Tax credits allow you to directly reduce the amount of taxes owed, as long as certain conditions are met during the fiscal year. The Internal Revenue Service (IRS) has updated the amounts and eligibility criteria for a number of federal benefits for individuals and families in 2025. This report describes the options available and the factors that may limit access to these incentives.

The Earned Income Tax Credit (EITC) is intended for low- and moderate-income workers. The maximum amounts vary according to the number of children: for families with three or more children, the benefit totals $8,046, adjusted for inflation. “This credit is critical to reducing poverty in households with low-wage jobs,” official documents state.

More tax credits you could request in 2025

The Child Tax Credit (CTC) provides $2,000 per year for each child under the age of 17, with $1,700 refundable.
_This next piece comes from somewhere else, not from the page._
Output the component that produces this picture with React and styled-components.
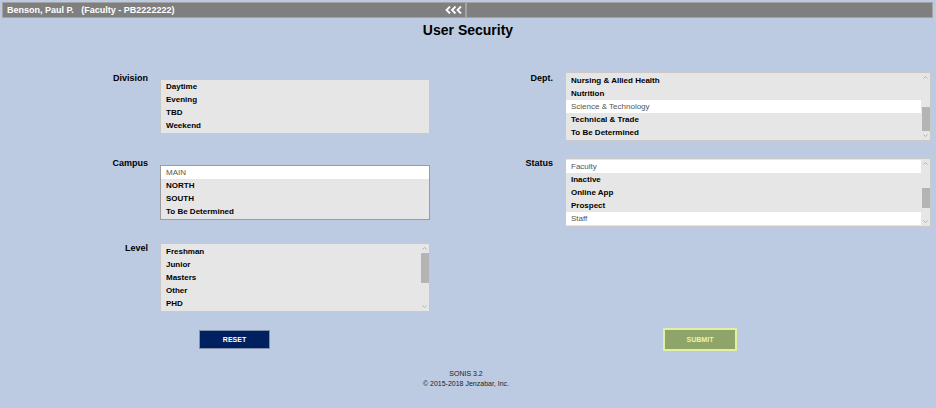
import styled, { createGlobalStyle } from 'styled-components';

const GlobalStyle = createGlobalStyle`
  html, body {
    margin: 0;
    padding: 0;
    background: #bccbe2;
  }
  body {
    font-family: "Liberation Sans", Arial, sans-serif;
  }
`;

const Page = styled.div`
  width: 936px;
  height: 408px;
  background: #bccbe2;
  overflow: hidden;
`;

const TopBar = styled.div`
  display: flex;
  height: 16px;
  margin: 2px 3px 0 2px;
`;

const BarPanel = styled.div`
  flex: ${(p) => (p.$grow ? '1' : 'none')};
  width: ${(p) => (p.$width ? `${p.$width}px` : 'auto')};
  box-sizing: border-box;
  display: flex;
  align-items: center;
  justify-content: space-between;
  padding: 0 2px 0 4px;
  background: #7f7f7f;
  border: 1px solid #a3a3a3;
  color: #fff;
  font-size: 9px;
  font-weight: bold;
  white-space: pre;
`;

const Title = styled.h1`
  margin: 4px 0 0;
  text-align: center;
  font-size: 14px;
  line-height: 16px;
  font-weight: bold;
  color: #000;
`;

const Form = styled.div`
  display: grid;
  grid-template-columns: 330px 426px;
  column-gap: 75px;
  align-items: start;
  margin-top: 34px;
  padding-left: 100px;
`;

const Column = styled.div`
  display: flex;
  flex-direction: column;
`;

const Field = styled.div`
  display: flex;
  align-items: flex-start;
  margin-top: ${(p) => p.$top || 0}px;
`;

const Label = styled.div`
  width: 48px;
  margin-right: 12px;
  text-align: right;
  font-size: 9px;
  line-height: 12px;
  font-weight: bold;
  color: #000;
`;

const ListBox = styled.div`
  display: flex;
  box-sizing: border-box;
  width: ${(p) => p.$width}px;
  margin-top: ${(p) => p.$offset || 0}px;
  background: #e6e6e6;
  border: 1px solid ${(p) => (p.$focus ? '#9c9c9c' : '#c9c9c9')};
`;

const Options = styled.div`
  flex: 1;
  padding: ${(p) => (p.$tight ? '0 0 1px' : '1px 0')};
`;

const Option = styled.div`
  height: 13px;
  line-height: 13px;
  padding-left: 5px;
  font-size: 8px;
  font-weight: ${(p) => (p.$selected ? 'normal' : 'bold')};
  color: ${(p) => (p.$selected ? '#555' : '#000')};
  background: ${(p) => (p.$selected ? '#fff' : 'transparent')};
  white-space: nowrap;
`;

const Scrollbar = styled.div`
  width: 9px;
  display: flex;
  flex-direction: column;
  align-items: center;
`;

const ArrowBox = styled.svg`
  flex: none;
  width: 9px;
  height: 9px;
`;

const Thumb = styled.div`
  flex: none;
  width: 8px;
  margin-top: ${(p) => p.$offset}px;
  height: ${(p) => p.$size}px;
  background: #b4b4b4;
`;

const Track = styled.div`
  flex: 1;
`;

const Actions = styled.div`
  display: flex;
  align-items: center;
  margin-top: 16px;
  padding-left: 199px;
`;

const Button = styled.button`
  box-sizing: border-box;
  margin: 0;
  padding: 0;
  font-family: "Liberation Sans", Arial, sans-serif;
  font-size: 7px;
  font-weight: bold;
  cursor: pointer;
`;

const ResetButton = styled(Button)`
  width: 71px;
  height: 19px;
  background: #002060;
  color: #fff;
  border: 1px solid #8190ad;
`;

const SubmitButton = styled(Button)`
  width: 74px;
  height: 23px;
  margin-left: 393px;
  background: #8fa468;
  color: #eef5a4;
  border: 2px solid #e2f0a2;
`;

const Footer = styled.div`
  margin-top: 18px;
  padding-right: 4px;
  text-align: center;
  font-size: 7px;
  line-height: 9.5px;
  color: #222;
`;

const Chevrons = () => (
  <svg width="18" height="8" viewBox="0 0 18 8">
    <g fill="none" stroke="#fff" strokeWidth="1.8" strokeLinejoin="miter">
      <path d="M5 0.5 L1.5 4 L5 7.5" />
      <path d="M10.5 0.5 L7 4 L10.5 7.5" />
      <path d="M16 0.5 L12.5 4 L16 7.5" />
    </g>
  </svg>
);

const Arrow = ({ down }) => (
  <ArrowBox viewBox="0 0 9 9">
    <path
      d={down ? 'M2.5 3.5 L4.5 5.5 L6.5 3.5' : 'M2.5 5.5 L4.5 3.5 L6.5 5.5'}
      fill="none"
      stroke="#a5a5a5"
      strokeWidth="0.8"
    />
  </ArrowBox>
);

const List = ({ width, offset, focus, items, scroll }) => (
  <ListBox $width={width} $offset={offset} $focus={focus}>
    <Options $tight={items.length < 5}>
      {items.map((it) => (
        <Option key={it.label} $selected={it.selected}>
          {it.label}
        </Option>
      ))}
    </Options>
    {scroll && (
      <Scrollbar>
        <Arrow />
        <Thumb $offset={scroll.offset} $size={scroll.size} />
        <Track />
        <Arrow down />
      </Scrollbar>
    )}
  </ListBox>
);

const opts = (labels, selected = []) =>
  labels.map((label) => ({ label, selected: selected.includes(label) }));

export default function App() {
  return (
    <Page>
      <GlobalStyle />
      <TopBar>
        <BarPanel $width={464}>
          <span>{'Benson, Paul P.\u00a0\u00a0\u00a0(Faculty - PB2222222)'}</span>
          <Chevrons />
        </BarPanel>
        <BarPanel $grow />
      </TopBar>

      <Title>User Security</Title>

      <Form>
        <Column>
          <Field>
            <Label>Division</Label>
            <List width={270} offset={7} items={opts(['Daytime', 'Evening', 'TBD', 'Weekend'])} />
          </Field>
          <Field $top={23}>
            <Label>Campus</Label>
            <List
              width={270}
              offset={8}
              focus
              items={opts(['MAIN', 'NORTH', 'SOUTH', 'To Be Determined'], ['MAIN'])}
            />
          </Field>
          <Field $top={22}>
            <Label>Level</Label>
            <List
              width={270}
              offset={1}
              items={opts(['Freshman', 'Junior', 'Masters', 'Other', 'PHD'])}
              scroll={{ offset: 0, size: 30 }}
            />
          </Field>
        </Column>

        <Column>
          <Field>
            <Label>Dept.</Label>
            <List
              width={366}
              items={opts(
                ['Nursing & Allied Health', 'Nutrition', 'Science & Technology', 'Technical & Trade', 'To Be Determined'],
                ['Science & Technology']
              )}
              scroll={{ offset: 25, size: 24 }}
            />
          </Field>
          <Field $top={16}>
            <Label>Status</Label>
            <List
              width={366}
              offset={1}
              items={opts(['Faculty', 'Inactive', 'Online App', 'Prospect', 'Staff'], ['Faculty', 'Staff'])}
              scroll={{ offset: 20, size: 20 }}
            />
          </Field>
        </Column>
      </Form>

      <Actions>
        <ResetButton>RESET</ResetButton>
        <SubmitButton>SUBMIT</SubmitButton>
      </Actions>

      <Footer>
        <div>SONIS 3.2</div>
        <div>© 2015-2018 Jenzabar, Inc.</div>
      </Footer>
    </Page>
  );
}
The income limits for receiving the benefit are $200,000 for single taxpayers and $400,000 for couples filing jointly.

There are also additional tax breaks available, such as the Child and Dependent Care Credit, which covers up to $3,000 in expenses for one child and up to $6,000 for two or more.

The American Opportunity Tax Credit (AOTC) provides up to $2,500 per year for part-time college students. The Saver’s Credit, for its part, encourages retirement plan contributions by offering a benefit of up to $1,000 for individuals and $2,000 for couples.

Furthermore, the Premium Tax Credit reduces the cost of health insurance purchased through the Marketplace for those with incomes ranging from 100% to 400% of the federal poverty line.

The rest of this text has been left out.